Now I know, for Scotland, the Labour Party is anathema and it really should be, given how they have operated. And I think we have to be clear of how politics is operating here. In Scotland we still work on the assumption that Labour is dead. Their position on our self-determination is still their death rattle. But an English political structure voting overwhelmingly for a shift away from the extreme right wing agenda is something special, clear and potentially revolutionary.

As a Scot who is a member of SNP, I congratulate the Labour Party in England for their victory. I am genuinely excited and very happy that people are beginning to unpick the right wing neo-liberal politics in a sustained and humane way. But I look on as a neighbour wishing them well. I look on as seeing another direct challenge to the state. One with many similarities to ours here in Scotland, but not the same one.

And it isn’t the same. And to assume it is the same will be Labour’s problem here. Our progressive challenge is deeply ingrained in a movement for self-determination. The Labour Party is not. That is our clear and ‘line drawing’ difference. We can work with Labour at a UK political level. Indeed, the victory for Corbyn makes a working relationship between SNP and Labour much more feasible. We can now mount an opposition to Cameron’s clearly cruel, cold and calculating policies at a UK level.

However, as a word of caution to Corbyn and the Labour Party. This victory to the left will not win over Scotland. A working relationship with Labour in Scotland will not be possible unless their position on self-determination changes drastically.

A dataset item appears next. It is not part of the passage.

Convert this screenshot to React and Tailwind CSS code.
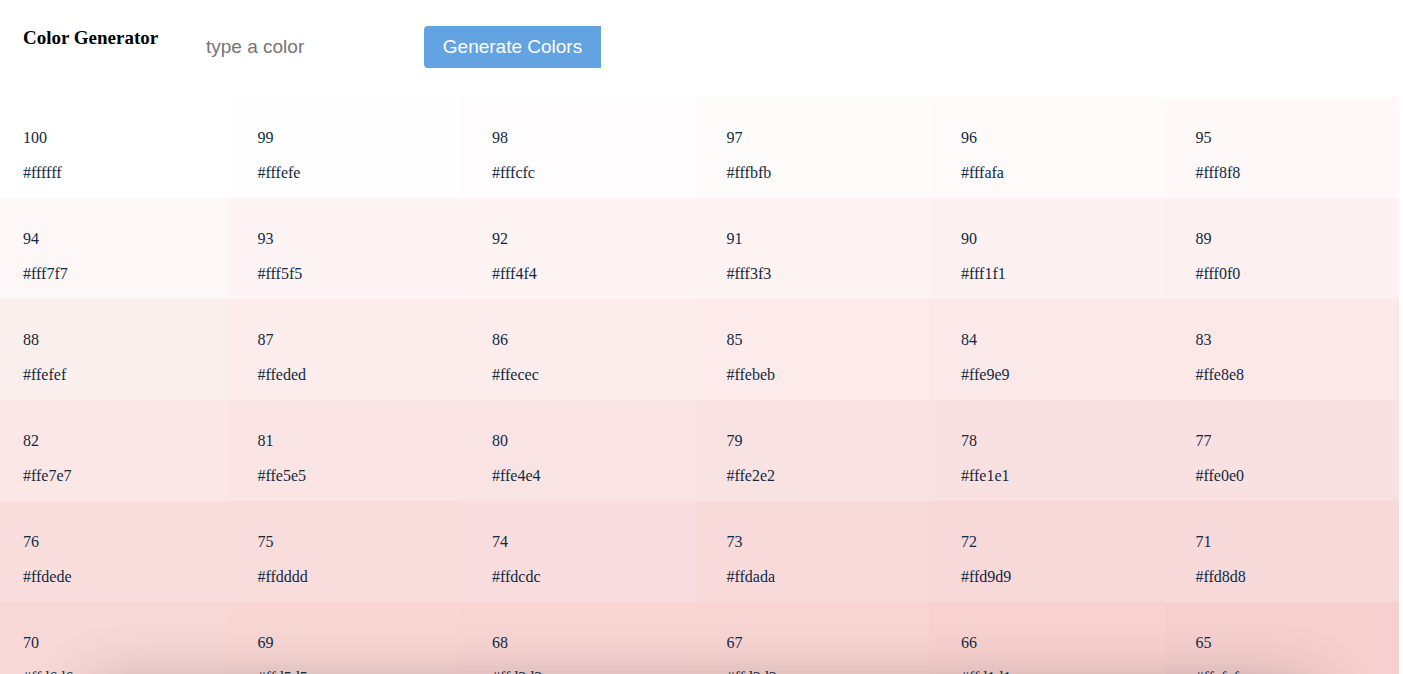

But as neighbours who have experienced our own revolution I look on with excitement at how this might change English politics. And it is English politics that have changed today. Congratulations to Corbyn and the people of Labour who overwhelmingly voted for change. I hope we develop a great working relationship with this new Party in Westminster. But here in Scotland, our revolution happened a year or so ago and the key is independence. We left the Labour Party behind back the. And, with a pro-Unionist stance, Labour cant even hope to touch our movement up here, despite Corbyn’s victory.